Israel testou os limites de uma postura estratégica exageradamente assente na defesa e perdeu a capacidade de dissuadir os seus inimigos.

A dissuasão depende, como se sabe, da percepção (pelo adversário) da nossa capacidade e vontade de usar a força. Defender não basta, porque não pode produzir uma vitória militar tangível. Em “A arte da guerra”, o presciente Sun-Tzu disse que “Aqueles que se destacam no ataque …….. são capazes de se preservar e alcançar a vitória completa”

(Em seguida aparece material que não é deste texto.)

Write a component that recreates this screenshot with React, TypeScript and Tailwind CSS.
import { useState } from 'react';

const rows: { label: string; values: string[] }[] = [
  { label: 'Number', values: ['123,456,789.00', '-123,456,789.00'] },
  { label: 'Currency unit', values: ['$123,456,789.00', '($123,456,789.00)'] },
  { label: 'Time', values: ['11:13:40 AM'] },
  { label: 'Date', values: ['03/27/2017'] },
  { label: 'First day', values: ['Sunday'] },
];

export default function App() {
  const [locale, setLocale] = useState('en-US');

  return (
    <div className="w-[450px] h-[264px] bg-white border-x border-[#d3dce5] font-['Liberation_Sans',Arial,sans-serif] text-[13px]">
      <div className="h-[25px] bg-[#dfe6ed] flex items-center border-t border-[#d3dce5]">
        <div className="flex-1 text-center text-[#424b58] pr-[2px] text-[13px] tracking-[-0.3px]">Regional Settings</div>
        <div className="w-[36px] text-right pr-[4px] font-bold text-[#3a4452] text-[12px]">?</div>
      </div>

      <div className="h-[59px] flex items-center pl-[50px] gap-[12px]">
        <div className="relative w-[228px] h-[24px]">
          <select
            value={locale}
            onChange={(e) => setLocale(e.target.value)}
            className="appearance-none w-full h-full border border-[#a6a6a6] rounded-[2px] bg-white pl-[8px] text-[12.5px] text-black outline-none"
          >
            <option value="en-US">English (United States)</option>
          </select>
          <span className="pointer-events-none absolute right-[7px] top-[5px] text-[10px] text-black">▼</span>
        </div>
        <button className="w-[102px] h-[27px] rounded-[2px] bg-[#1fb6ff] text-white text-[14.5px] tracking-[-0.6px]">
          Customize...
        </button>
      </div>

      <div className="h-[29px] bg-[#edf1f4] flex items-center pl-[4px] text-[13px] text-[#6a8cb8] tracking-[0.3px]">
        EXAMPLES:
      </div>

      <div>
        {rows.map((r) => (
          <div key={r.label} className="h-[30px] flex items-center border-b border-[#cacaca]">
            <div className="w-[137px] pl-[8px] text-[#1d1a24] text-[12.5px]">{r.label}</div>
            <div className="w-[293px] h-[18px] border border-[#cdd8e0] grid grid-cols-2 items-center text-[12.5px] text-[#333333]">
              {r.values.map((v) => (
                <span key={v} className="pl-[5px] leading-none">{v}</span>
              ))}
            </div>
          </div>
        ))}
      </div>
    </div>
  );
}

A relutância em usar a força, bem como a visão estritamente defensiva com que ela é pensada, reduzem a capacidade dissuasora face a inimigos racionais e são inúteis face a inimigos irracionais. O resultado final é, paradoxalmente, uma maior probabilidade de que a guerra aconteça, como a presente situação ilustra na perfeição.

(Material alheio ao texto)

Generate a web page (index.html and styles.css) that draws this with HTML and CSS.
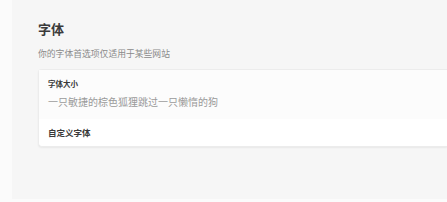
FILE: index.html
```html
<!DOCTYPE html>
<html lang="zh-CN">
<head>
    <meta charset="UTF-8">
    <title>字体</title>
    <link rel="stylesheet" href="styles.css">
</head>
<body>
    <div class="panel">
        <h2 class="section-title">字体</h2>
        <p class="section-desc">你的字体首选项仅适用于某些网站</p>

        <div class="card">
            <div class="row row-hover">
                <div class="row-label">字体大小</div>
                <div class="row-sample">一只敏捷的棕色狐狸跳过一只懒惰的狗</div>
            </div>
            <div class="row">
                <div class="row-label row-label-wide">自定义字体</div>
            </div>
        </div>
    </div>
</body>
</html>
```
FILE: styles.css
```css
* {
    margin: 0;
    padding: 0;
    box-sizing: border-box;
}

body {
    font-family: "Noto Sans CJK SC", "Noto Sans", sans-serif;
    background: #fbfbfb;
    color: #333;
    overflow: hidden;
}

.panel {
    margin-left: 12px;
    height: 199px;
    background: #f6f6f6;
    padding: 20px 0 0 26px;
}

.section-title {
    font-size: 13px;
    line-height: 17px;
    font-weight: 700;
    color: #3a3a3a;
}

.section-desc {
    margin-top: 11px;
    font-size: 8.8px;
    line-height: 11px;
    color: #8a8a8a;
}

.card {
    margin-top: 10px;
    background: #fff;
    border: 1px solid #ececec;
    border-right: none;
    border-radius: 4px 0 0 4px;
    box-shadow: 0 1px 2px rgba(0, 0, 0, 0.06);
}

.row {
    padding: 8px 9px 9px;
}

.row-hover {
    background: #fcfcfc;
    padding: 9px 9px 11px;
}

.row-label {
    font-size: 7.5px;
    line-height: 10px;
    font-weight: 700;
    color: #3a3a3a;
}

.row-label-wide {
    font-size: 8.5px;
}

.row-sample {
    margin-top: 6px;
    font-size: 10px;
    line-height: 13px;
    color: #9a9a9a;
}
```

Já agora, uma bicada nas “análises” que por estes dias se ouvem nas televisões e que, de um modo geral, concluem que a eliminação de Haniyeh dificulta um cessar-fogo e a libertação dos reféns.

Nunca deixo de me surpreender pelo simplismo destas afirmações.

O cessar-fogo só ocorrerá quando o Hamas e os seus chefes em Teerão deixarem de acreditar que a “comunidade internacional” irá salvar o Hamas e voltar ao status quo que existia antes de 07 de Outubro.

E esse eventual cessar-fogo terá de ocorrer nos termos fixados por Israel, a parte agredida, seja por acordo, seja pela força. Esses termos são a libertação de todos os reféns, e aceitação, pelo Hamas, de que o seu tempo em Gaza terminou. Menos que isso e Israel terá perdido a capacidade de dissuadir o que quer que seja.

Israel não pode obviamente negociar os reféns nos termos que o Hamas deseja impor, porque isso seria vindicar a estratégia de fazer reféns e a garantia de que doravante, todos os grupos terroristas que atacam Israel, irão fazer o máximo número deles.

Basta relembrar que ao negociar a troca de 1000 terroristas pelo soldado israelita Gilad Schalit, Israel disse ao Hamas o que tinha de fazer na próxima ocasião, ou seja, capturar centenas de israelitas.